According to a notice of contest filed on Tuesday, Rust Movie Productions argued that the New Mexico Environment Department’s Occupational Health and Safety Bureau is out of its depth and unequipped to make determinations of safety violations on movie sets.
“The supposed ‘fire extinguisher’ NMED claims should have been inspected and maintained is not a real fire extinguisher – it is a special effects device used to create fake smoke,” states the motion shared with The Hollywood Reporter. “The attempt to extend the application of a fire extinguisher regulation to a special effects device shows their misunderstanding of the film industry.”
In April, OHSB found numerous violations of safety protocols on the set of Rust, including the introduction of live ammunition and a failure to train crew on how to properly handle firearms. It issued the highest level citation and maximum fine allowable by state law of $136,793.
Contesting the findings supporting claims that there were systemic safety issues, Rust Movie Productions emphasized it wasn’t the employer responsible for supervising the film set, much less for overseeing specific protocols such as the maintenance and loading of weapons. “The law properly permits producers to delegate such critical functions as firearm safety to experts in that field and does not place such responsibility on producers whose expertise is in arranging financing and contracting for the logistics of filming,” the filing reads.

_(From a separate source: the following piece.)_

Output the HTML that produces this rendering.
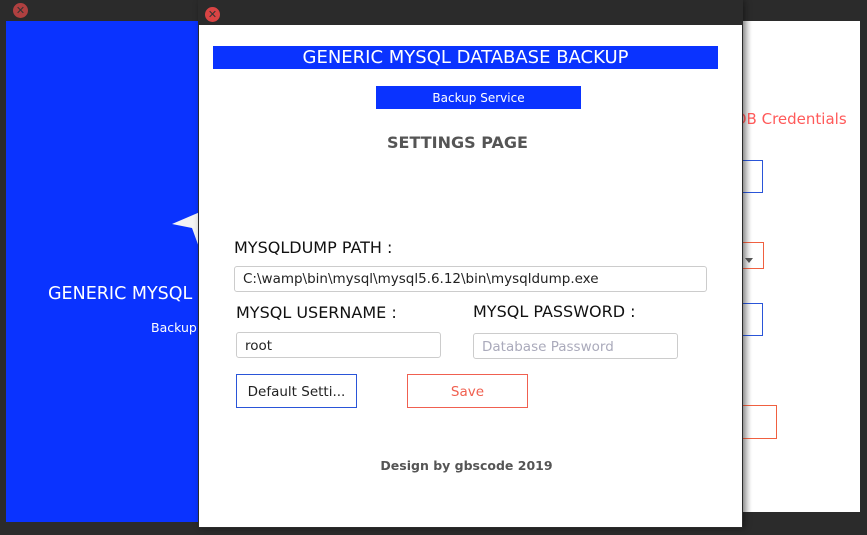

Rust Movie Productions says it enforced all safety protocols on set, including addressing three alleged misfire incidents. It claimed, “The first was not a misfire at all and did not involve a firearm – it was a harmless noise from a special effects ‘popper.’ The other two involved discharges of blank rounds. Contrary to NMED’s statements, none of the ‘misfires’ violated firearm safety protocols on the set and appropriate corrective actions were taken, including safety briefings of cast and crew.”
The producers emphasized that all actors handling firearms received sufficient training and that assistant directors were instructed to conduct morning safety meetings on all days firearms were used. There was a meeting on the morning of the fatal shooting in October 2021 that killed cinematographer Halyna Hutchins and wounded director Joel Souza, they say.
Rust Movie Productions also challenged accusations that armorer Hannah Gutierrez-Reed was spread too thin. It argued that she had sufficient time to properly inspect and safeguard all firearms and ammunitions and that she was told her duties as armorer “always took precedence over any responsibilities related to props. They pointed to a message from costume designer Terese Davis to property master Sarah Zachary that Gutierrez-Reed “didn’t do her job properly” and that she “had plenty of time to do so because we had extra time that morning while camera was f**king off.”
Davis concluded in the communication, “So she can say what she wants about training time and all that bullshit but it’s not why she killed Halyna.”